TASK TO CARRY OUT:
Leave out the pictures and copy every record exactly.

MATERIAL FOR THIS TASK:

● ● ● ● ●

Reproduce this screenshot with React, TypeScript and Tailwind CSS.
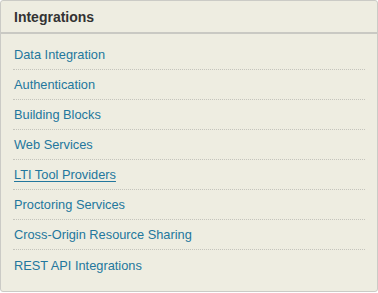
import React from "react";

const links = [
  "Data Integration",
  "Authentication",
  "Building Blocks",
  "Web Services",
  "LTI Tool Providers",
  "Proctoring Services",
  "Cross-Origin Resource Sharing",
  "REST API Integrations",
];

export default function App() {
  return (
    <div className="w-[378px] h-[293px] bg-white font-['Liberation_Sans',Arial,sans-serif]">
      <div className="h-[292px] border border-[#cbcbc6] rounded-[3px] bg-[#eeede1] flex flex-col">
        {/* Header */}
        <div className="h-[33px] border-b-2 border-[#c9c9c3] px-[13px] flex items-center">
          <h2 className="text-[14px] font-bold text-[#333333] leading-none pt-[1px]">Integrations</h2>
        </div>

        {/* Links */}
        <ul className="px-[12px] pt-[6px]">
          {links.map((label, i) => (
            <li
              key={label}
              className={
                i < links.length - 1
                  ? "h-[30px] border-b border-dotted border-[#c4c4bc] flex items-center px-[1px]"
                  : "h-[30px] flex items-center px-[1px]"
              }
            >
              <a
                href="#"
                className={
                  label === "LTI Tool Providers"
                    ? "text-[12.8px] text-[#23779d] underline underline-offset-[2px] leading-[15px]"
                    : "text-[12.8px] text-[#23779d] leading-[15px]"
                }
              >
                {label}
              </a>
            </li>
          ))}
        </ul>
      </div>
    </div>
  );
}
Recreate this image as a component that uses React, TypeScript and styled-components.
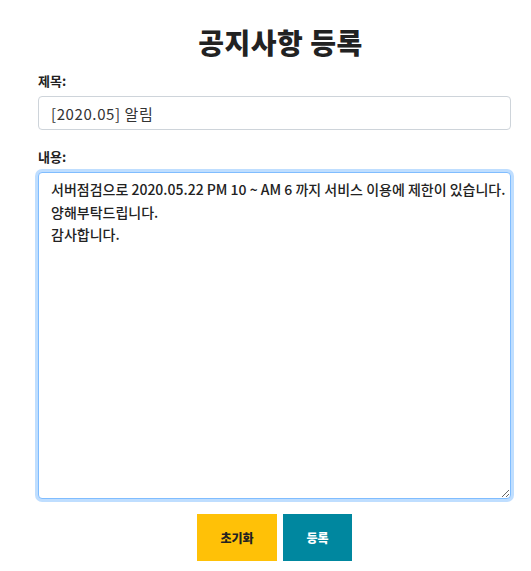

● ● ● ● ●

CORRECT OUTPUT:
Reproduce this screenshot with React, TypeScript and Tailwind CSS.
import React from "react";

const links = [
  "Data Integration",
  "Authentication",
  "Building Blocks",
  "Web Services",
  "LTI Tool Providers",
  "Proctoring Services",
  "Cross-Origin Resource Sharing",
  "REST API Integrations",
];

export default function App() {
  return (
    <div className="w-[378px] h-[293px] bg-white font-['Liberation_Sans',Arial,sans-serif]">
      <div className="h-[292px] border border-[#cbcbc6] rounded-[3px] bg-[#eeede1] flex flex-col">
        {/* Header */}
        <div className="h-[33px] border-b-2 border-[#c9c9c3] px-[13px] flex items-center">
          <h2 className="text-[14px] font-bold text-[#333333] leading-none pt-[1px]">Integrations</h2>
        </div>

        {/* Links */}
        <ul className="px-[12px] pt-[6px]">
          {links.map((label, i) => (
            <li
              key={label}
              className={
                i < links.length - 1
                  ? "h-[30px] border-b border-dotted border-[#c4c4bc] flex items-center px-[1px]"
                  : "h-[30px] flex items-center px-[1px]"
              }
            >
              <a
                href="#"
                className={
                  label === "LTI Tool Providers"
                    ? "text-[12.8px] text-[#23779d] underline underline-offset-[2px] leading-[15px]"
                    : "text-[12.8px] text-[#23779d] leading-[15px]"
                }
              >
                {label}
              </a>
            </li>
          ))}
        </ul>
      </div>
    </div>
  );
}
Recreate this image as a component that uses React, TypeScript and styled-components.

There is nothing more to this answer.